Wrestling helped make Lu, who grew up around Rochester, aware of Cornell when he went there for a summer wrestling camp run by then-Cornell coach Andy Noel, now Cornell's Athletic Director. "I liked the campus," he says. "I went for the academics, but I did want to wrestle." While there he "spent a lot of time in the library studying. Everybody [on the team] had to study." An electrical engineering major, Lu built a radar calibrating antenna as a senior project in the midst of wrestling and a demanding academic schedule.

After earning a doctorate from Stanford in applied physics in 1989 Lu was a postdoctoral fellow at the Institute for Astronomy in Honolulu when someone mentioned "around 1992 or 1993" according to Lu, that "you could send in an application" to be an astronaut. He did, and was chosen by NASA in December 1994.

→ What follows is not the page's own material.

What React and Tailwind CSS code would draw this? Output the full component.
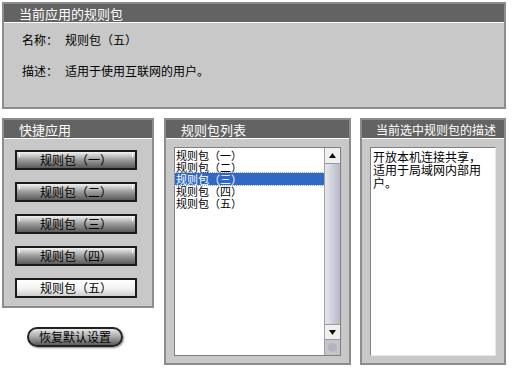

Lu took a Cornell wrestling singlet with him when he flew as a mission specialist on STS-84 in 1997, and was a mission specialist and payload commander on STS-106 in 2000, when he made the spacewalk while working on the International Space Station. Then in 2003, Lu took on a space mission rooted in tragedy.

On February 1, 2003, the shuttle Columbia broke up on reentry over Texas, killing all aboard. The shuttle program was grounded, but NASA still needed an American presence at the space station. Lu was chosen to fly to the space station via a Russian Soyuz spacecraft. By doing so he would become the first American to launch as the Flight Engineer of a Soyuz spacecraft, and the first American to launch and land on a Soyuz spacecraft (Soyuz TMA-2).

But first he had to get trained. "I had nine weeks to learn how to fly the [Russian] ship - it usually takes one-and-a-half to two years," says Lu. "I lived in a Soyuz simulator 16 hours a day, seven days a week." On April 25 he made the flight to the space station, where he spent the next six months. "I knew Russian, but it got a whole lot better," he says of the experience.

For all his space experience, however, Lu is probably better known for a theory he has advanced on asteroids — or more specifically, how the earth can avoid being hit by an asteroid. "I've been thinking about it for quite some time," he says simply. In an article published in the November 2006 issue of Nature, Lu and fellow astronaut Stanley Love theorize that an unmanned spacecraft could be positioned near an asteroid and act as a "gravity tractor," with the gravitational attraction between the two bodies altering the asteroid's path. Such a satellite could, in theory, deflect an asteroid from hitting the earth.

It appears such a satellite would work. But it's a "good question where NASA is on this," says Lu. "They're holding back, waiting for Congress to tell them what to do." To Lu the path is clear. "Asteroids are an absolute certain threat," he says. "We need to build a search program. The cost is a couple of pennies per person."

For now Lu, who is currently not scheduled for a future space flight, is helping design NASA's new Orion crew exploration vehicle, to be used for moon missions after the shuttle is retired in 2010. "I do this as a hobby," he says of his asteroid work. "But I do think it's important. We're going to have to do this."